TASK REQUIREMENTS — Select lines where the word "index" appears.

INFORMATION SUPPLIED —
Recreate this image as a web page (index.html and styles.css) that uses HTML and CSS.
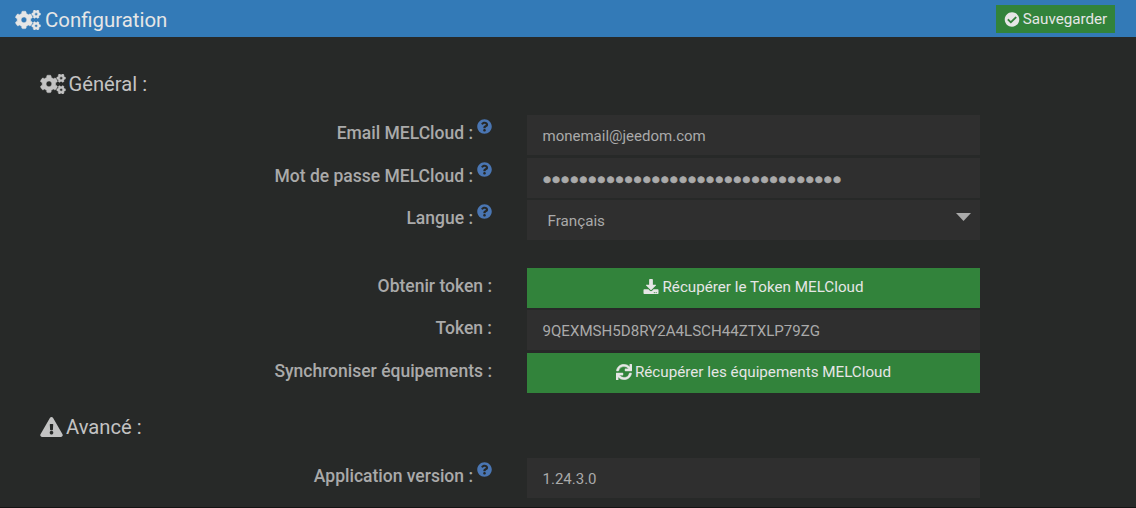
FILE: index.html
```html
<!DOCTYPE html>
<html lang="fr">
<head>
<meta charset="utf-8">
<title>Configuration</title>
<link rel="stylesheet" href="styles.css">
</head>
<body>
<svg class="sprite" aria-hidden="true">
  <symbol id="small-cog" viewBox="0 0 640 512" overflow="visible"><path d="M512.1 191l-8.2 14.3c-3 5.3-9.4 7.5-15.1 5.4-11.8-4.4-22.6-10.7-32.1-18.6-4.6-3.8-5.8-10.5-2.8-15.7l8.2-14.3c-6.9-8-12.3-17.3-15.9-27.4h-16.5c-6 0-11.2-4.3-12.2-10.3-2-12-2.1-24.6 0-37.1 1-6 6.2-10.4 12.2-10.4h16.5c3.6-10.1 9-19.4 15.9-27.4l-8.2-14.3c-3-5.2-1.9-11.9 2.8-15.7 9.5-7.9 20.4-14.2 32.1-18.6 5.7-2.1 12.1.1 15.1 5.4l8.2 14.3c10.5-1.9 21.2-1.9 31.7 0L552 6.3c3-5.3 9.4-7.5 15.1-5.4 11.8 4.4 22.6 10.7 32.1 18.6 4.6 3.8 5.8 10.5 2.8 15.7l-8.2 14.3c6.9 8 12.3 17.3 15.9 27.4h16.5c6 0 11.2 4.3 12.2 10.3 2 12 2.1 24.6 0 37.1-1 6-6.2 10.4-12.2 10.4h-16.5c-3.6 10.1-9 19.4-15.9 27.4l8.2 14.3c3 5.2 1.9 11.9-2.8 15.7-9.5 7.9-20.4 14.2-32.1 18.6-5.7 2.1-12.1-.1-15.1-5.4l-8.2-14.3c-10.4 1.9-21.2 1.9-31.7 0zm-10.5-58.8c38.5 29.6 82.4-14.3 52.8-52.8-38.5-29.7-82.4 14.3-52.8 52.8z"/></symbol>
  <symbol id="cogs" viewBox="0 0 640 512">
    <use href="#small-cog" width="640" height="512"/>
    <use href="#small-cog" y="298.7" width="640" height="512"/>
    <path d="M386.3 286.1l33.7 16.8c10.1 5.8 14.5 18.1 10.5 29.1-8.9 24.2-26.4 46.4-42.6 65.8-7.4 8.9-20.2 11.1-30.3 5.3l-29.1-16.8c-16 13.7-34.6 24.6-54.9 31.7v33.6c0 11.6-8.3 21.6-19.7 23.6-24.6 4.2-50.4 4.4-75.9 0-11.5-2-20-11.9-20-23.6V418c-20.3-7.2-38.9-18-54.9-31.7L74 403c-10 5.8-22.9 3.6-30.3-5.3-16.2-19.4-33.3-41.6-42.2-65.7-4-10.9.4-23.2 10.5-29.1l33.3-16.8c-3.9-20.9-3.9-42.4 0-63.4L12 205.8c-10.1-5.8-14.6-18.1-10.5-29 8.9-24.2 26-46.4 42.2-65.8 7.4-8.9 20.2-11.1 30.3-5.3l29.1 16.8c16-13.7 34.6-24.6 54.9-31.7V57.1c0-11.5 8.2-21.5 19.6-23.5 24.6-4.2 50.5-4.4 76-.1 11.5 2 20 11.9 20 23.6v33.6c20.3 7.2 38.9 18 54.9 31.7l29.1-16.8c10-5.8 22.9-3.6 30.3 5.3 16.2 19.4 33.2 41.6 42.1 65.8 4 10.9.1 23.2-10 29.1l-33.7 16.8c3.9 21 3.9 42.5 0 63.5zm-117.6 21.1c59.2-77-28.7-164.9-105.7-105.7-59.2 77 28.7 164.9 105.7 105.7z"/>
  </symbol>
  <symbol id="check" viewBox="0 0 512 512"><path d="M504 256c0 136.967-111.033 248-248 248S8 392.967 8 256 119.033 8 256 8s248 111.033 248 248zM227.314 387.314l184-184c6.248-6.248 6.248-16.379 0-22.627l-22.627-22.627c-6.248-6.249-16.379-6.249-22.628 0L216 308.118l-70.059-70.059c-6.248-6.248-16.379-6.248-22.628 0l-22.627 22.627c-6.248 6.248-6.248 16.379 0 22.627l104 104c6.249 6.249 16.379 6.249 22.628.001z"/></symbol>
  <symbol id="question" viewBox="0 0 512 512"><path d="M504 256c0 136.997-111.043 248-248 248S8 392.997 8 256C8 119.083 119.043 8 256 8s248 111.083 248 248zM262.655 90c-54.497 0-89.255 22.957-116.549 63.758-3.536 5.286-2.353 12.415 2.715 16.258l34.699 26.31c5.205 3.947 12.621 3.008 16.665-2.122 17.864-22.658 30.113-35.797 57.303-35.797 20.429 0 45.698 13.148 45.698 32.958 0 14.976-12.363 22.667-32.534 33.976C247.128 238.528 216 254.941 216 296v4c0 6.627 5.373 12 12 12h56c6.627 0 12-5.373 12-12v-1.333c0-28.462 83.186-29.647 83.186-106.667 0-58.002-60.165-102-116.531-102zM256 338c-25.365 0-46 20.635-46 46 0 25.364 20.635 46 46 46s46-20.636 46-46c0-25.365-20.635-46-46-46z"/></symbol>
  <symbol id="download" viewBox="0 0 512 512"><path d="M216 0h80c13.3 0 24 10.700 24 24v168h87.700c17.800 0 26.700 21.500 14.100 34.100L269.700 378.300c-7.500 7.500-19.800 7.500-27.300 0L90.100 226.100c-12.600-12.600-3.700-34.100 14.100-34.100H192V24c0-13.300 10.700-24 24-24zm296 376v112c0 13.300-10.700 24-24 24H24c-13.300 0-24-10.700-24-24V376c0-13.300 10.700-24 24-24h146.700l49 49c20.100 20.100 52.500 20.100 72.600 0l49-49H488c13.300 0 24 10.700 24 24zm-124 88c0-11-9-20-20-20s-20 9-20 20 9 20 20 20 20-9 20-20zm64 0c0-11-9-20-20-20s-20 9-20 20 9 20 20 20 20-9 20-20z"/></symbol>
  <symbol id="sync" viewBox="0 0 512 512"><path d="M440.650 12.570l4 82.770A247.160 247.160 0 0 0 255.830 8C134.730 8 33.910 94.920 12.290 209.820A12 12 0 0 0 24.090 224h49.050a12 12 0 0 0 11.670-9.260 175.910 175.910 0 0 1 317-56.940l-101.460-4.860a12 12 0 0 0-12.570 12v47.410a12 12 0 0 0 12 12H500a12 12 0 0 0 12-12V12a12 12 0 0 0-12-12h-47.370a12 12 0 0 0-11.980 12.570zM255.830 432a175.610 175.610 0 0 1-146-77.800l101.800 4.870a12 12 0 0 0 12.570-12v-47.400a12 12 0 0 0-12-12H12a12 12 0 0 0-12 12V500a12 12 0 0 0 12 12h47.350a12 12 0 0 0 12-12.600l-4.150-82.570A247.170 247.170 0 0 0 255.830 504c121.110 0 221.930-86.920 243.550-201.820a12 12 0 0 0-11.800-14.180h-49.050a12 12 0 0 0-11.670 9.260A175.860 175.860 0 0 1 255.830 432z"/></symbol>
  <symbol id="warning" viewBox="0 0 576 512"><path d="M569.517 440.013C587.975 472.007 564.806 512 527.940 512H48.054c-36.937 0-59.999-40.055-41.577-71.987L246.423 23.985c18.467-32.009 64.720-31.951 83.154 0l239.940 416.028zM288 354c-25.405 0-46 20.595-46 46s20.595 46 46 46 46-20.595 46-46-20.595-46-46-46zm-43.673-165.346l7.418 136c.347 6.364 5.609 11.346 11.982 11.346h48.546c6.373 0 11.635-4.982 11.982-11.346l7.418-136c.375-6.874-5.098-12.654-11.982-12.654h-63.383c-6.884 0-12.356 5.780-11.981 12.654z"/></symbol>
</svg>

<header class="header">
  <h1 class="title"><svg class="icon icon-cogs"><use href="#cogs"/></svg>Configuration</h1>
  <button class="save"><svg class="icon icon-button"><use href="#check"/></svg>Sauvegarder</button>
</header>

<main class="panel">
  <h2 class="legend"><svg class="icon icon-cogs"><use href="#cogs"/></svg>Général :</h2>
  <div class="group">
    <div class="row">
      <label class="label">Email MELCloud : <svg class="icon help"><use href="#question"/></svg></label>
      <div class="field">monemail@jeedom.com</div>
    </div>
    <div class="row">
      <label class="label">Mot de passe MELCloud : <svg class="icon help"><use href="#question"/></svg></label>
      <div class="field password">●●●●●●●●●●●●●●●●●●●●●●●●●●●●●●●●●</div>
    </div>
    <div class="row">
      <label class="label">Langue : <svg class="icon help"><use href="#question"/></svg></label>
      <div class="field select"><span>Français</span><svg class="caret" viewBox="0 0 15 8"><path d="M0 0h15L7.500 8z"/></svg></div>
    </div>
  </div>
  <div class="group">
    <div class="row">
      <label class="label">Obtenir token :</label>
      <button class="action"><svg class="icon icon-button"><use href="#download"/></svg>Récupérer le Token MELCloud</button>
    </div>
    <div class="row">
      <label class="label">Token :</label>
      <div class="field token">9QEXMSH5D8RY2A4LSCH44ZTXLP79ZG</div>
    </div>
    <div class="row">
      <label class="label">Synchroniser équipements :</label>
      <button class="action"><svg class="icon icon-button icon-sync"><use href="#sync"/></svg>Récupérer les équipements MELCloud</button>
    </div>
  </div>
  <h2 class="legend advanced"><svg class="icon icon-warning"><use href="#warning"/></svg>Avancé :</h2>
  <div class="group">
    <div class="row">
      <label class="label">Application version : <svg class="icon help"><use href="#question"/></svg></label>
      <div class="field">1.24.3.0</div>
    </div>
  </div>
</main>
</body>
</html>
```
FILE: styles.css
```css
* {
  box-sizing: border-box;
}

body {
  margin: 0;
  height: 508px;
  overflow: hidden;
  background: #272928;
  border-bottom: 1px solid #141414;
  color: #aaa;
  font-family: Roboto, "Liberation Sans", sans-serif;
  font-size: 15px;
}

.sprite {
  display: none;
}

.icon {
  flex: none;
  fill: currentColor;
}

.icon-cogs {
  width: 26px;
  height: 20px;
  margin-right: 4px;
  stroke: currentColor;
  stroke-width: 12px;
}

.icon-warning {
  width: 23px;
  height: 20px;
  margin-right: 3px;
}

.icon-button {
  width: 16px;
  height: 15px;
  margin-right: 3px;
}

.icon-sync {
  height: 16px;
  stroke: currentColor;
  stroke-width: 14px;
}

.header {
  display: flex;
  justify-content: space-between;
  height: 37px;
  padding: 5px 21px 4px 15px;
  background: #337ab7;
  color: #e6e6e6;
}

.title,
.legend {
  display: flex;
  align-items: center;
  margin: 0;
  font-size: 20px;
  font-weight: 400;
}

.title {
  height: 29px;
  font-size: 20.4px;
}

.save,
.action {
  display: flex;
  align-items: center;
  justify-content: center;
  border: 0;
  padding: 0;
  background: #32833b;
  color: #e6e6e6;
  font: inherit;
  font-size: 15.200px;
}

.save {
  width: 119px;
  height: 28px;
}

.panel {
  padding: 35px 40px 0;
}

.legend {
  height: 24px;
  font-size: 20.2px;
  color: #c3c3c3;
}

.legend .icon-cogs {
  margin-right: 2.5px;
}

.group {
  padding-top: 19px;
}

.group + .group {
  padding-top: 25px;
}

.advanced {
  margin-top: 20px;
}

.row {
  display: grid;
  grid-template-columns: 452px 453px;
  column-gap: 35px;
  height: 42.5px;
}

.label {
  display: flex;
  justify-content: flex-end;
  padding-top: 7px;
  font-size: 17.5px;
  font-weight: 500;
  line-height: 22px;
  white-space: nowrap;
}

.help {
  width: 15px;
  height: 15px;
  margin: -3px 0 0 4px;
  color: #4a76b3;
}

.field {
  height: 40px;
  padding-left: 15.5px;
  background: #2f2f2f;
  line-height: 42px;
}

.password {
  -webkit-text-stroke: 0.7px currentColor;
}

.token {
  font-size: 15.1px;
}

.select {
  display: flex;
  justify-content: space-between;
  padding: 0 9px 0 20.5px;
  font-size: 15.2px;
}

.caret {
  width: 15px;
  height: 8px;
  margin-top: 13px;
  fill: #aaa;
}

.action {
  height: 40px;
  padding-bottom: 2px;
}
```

IN RESPONSE —
Recreate this image as a web page (index.html and styles.css) that uses HTML and CSS.
FILE: index.html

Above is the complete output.